Eminem is gearing up for the release of his second greatest hits compilation, Curtain Call 2, which will feature 34 tracks from the past 13 years of his career. It’s a follow-up to the original Curtain Call, released in 2005, which covered the first 13 years of his career (not including his pre-Aftermath/Interscope work, which included underground collaborations with Rawkus Records and his independently-released album Infinite). Does anyone sense a pattern developing here?
But as with any project touting all of an artist’s greatest hits, Curtain Call 2‘s impending release begs the question: What exactly constitutes their “greatest” hits, anyway? In this case, we see entries such as “Berzerk,” “Godzilla,” “Lucky You,” “The Monster,” “Venom,” — and even “Walk On Water,” which is a pretty iffy selection considering its initial reception on release. Since we already know which songs Eminem considers to be his “greatest” hits — at least according to the album’s tracklist — let’s break them down by album and see which ones actually deserve that title.
2009 — Relapse
Hits: “3 a.m.,” “Beautiful,” and “Crack A Bottle” featuring 50 Cent and Dr. Dre. According to Billboard, “Crack A Bottle” is the real winner here. As the lead single from Eminem’s first “comeback” album, it broke the first-week digital sales record with 418,000 downloads, topping the Hot 100 chart. It was only his second single to do so after “Lose Yourself.”
2010 — Recovery
Hits: “Cinderella Man,” “Love The Way You Lie” featuring Rihanna, “No Love” featuring Lil Wayne. “Not Afraid,” “Space Bound,” “Won’t Back Down” feat. Pink, and “You’re Never Over.” This one’s obvious. While Recovery produced the most hits in Em’s recent catalog, “Love The Way You Lie” is objectively one of Eminem’s most popular songs ever thanks to the emotive chorus penned by Skylar Grey and sung by Rihanna. It’s Em’s best-selling single, moving over 12 million copies in the US alone. It was a massive smash and led to Eminem attempting to recapture the magic with “Won’t Back Down” from this album (nah) and “The Monster” from his next album, The Marshall Mathers LP 2.

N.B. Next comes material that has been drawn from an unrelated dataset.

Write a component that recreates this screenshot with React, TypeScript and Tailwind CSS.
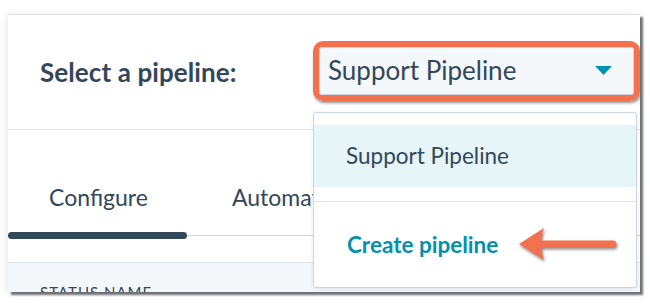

2013 — The Marshall Mathers LP 2
Hits: “Berzerk,” “Headlights” featuring Nate Reuss, “The Monster” featuring Rihanna, “Rap God,” and “Survival.” Speaking of, The Marshall Mathers LP 2 was Eminem’s attempt to go back to basics after the critically well-received Recovery alienated some fans of his earlier work (leading to his current string of reactive records that tries to course-correct on the critical reception of its predecessors). Nevertheless, despite “Rap God” meeting those fans’ expectations, the best-received song from the album was still the Rihanna redux “The Monster,” which again peaked at No. 1 on the Hot 100.
2017 — Revival
Hits: “Nowhere Fast,” featuring Kehlani, “River” featuring Ed Sheeran, and “Walk On Water” featuring Beyonce. As one of Eminem’s worst-received albums, it’s no surprise that this one only owns three of the records that appear on Curtain Call 2. They’re also Em’s weakest singles, dipping into the pop-ballad well that worked so well with Rihanna one too many times, with too many artists who were just bad fits in retrospect. “River” was technically the most fruitful of them, rising to No. 11 on the Hot 100 and sparking a creative partnership between the two artists that continues to produce to this day.
2018 — Kamikaze
Hits: “Fall,” “Lucky You” featuring Joyner Lucas, and “Venom.” Em’s rampaging follow-up to Revival was better received — at least by his fans — but still only produced three singles. While they were all technically “hits” on the strength of their streaming, “Lucky You” turned out to be most popular, climbing to No. 6 on the Hot 100 and launching Massachusetts rapper Joyner Lucas to a new plateau of stardom. Still, the meme-ready “Venom” is probably the single with the most lasting impact, appearing in the Sony film of the same name and becoming a go-to sound on TikTok four years later.
2020 — Music To Be Murdered By
Hits: “Darkness,” “Farewell,” “Gnat,” “Godzilla” featuring Juice WRLD, and “Higher.” As Em’s latest album, this one probably benefits from recency bias. It’s got five entries on Curtain Call 2 but in its defense, they were some of Em’s better recent singles. “Godzilla”‘s the clear standout; aside from charting the highest at No. 6 on the Hot 100, it has the benefit of a viral challenge without the drawback of a distasteful reenactment of a national tragedy. It also boosted the visibility of the late Juice WRLD, making it a bit more likable.
Curtain Call 2 is due 8/5 on Aftermath/Interscope/Shady Records.